4. "In 1973, the United States rescued Egypt at the end of the Arab-Israeli War by forcing a cease-fire on Israel." i have chosen this particular line for its absurdness. there are many 'historical' examples that rubin puts forth in this piece to show how kind and wonderful the u.s. has been to arab states and the muslim world. it is, of course, equally ridiculous to try to claim that the u.s. has been nothing but wretched to the arab states/muslim world. the truth is somewhere in between. my question is why rubin feels a need, over and over again, in this piece, to misconstrue history to portray the u.s. foreign policy as some sort of benefactor to the middle east. rescued? [come the fuck on]

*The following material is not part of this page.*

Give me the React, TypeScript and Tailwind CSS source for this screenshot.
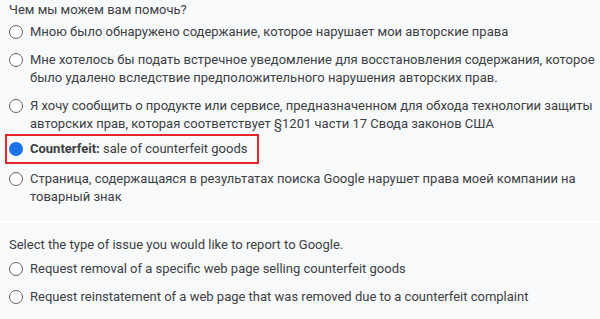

a crash course in the 1973 war, courtesy of the 1994 Westview Press production of William Cleveland's _A History of the Modern Middle East_: it began on october 6th, 1973, with egypt acting aggresively. egypt performed very well militarily in the beginning, even taking back the most of the territory which Israel had been occupying since the 1967 war. (at this point, reader, remember that according to the un, territory captured through war is not viewed as legitimate, and that the continued israeli occupation of these lands was [for the west bank and gaza, remains] illegal under international law.) starting on october 16th, israeli forces, led by our friend general sharon, fought back, and came "within striking distance of cairo." on october 22nd, diplomats from the u.s. and the u.s.s.r. negotiated a cease-fire. on page 337, cleveland writes, "...the October War was to some extent a proxy fight. From October 14 to November 15, the United States airlifted 22,000 tons of military supplies to Israel; the scale of the Soviet resupply to Egypt and Syria was also enormous. There was something grotesque in the willingness of the superpowers to replenish their clients' equipment in order to enable them to continue a war that might otherwise have ended sooner."

now, reread rubin's comment: "In 1973, the United States rescued Egypt at the end of the Arab-Israeli War by forcing a cease-fire on Israel." would you, reader, ever use that sentence to explain what i just relayed above? the use of the word rescued is questionable, obviously. the sentence also implies that the u.s. acted alone in this endeavor, when in reality it was a joint project between kissinger and gromyko. it also implies a form of innocence in the entire event that the u.s. did not have, as evidenced by its airlifting of supplies.

if you read all this, you may be crazier than i am
watch out for barry rubin. amos elon is a keeper.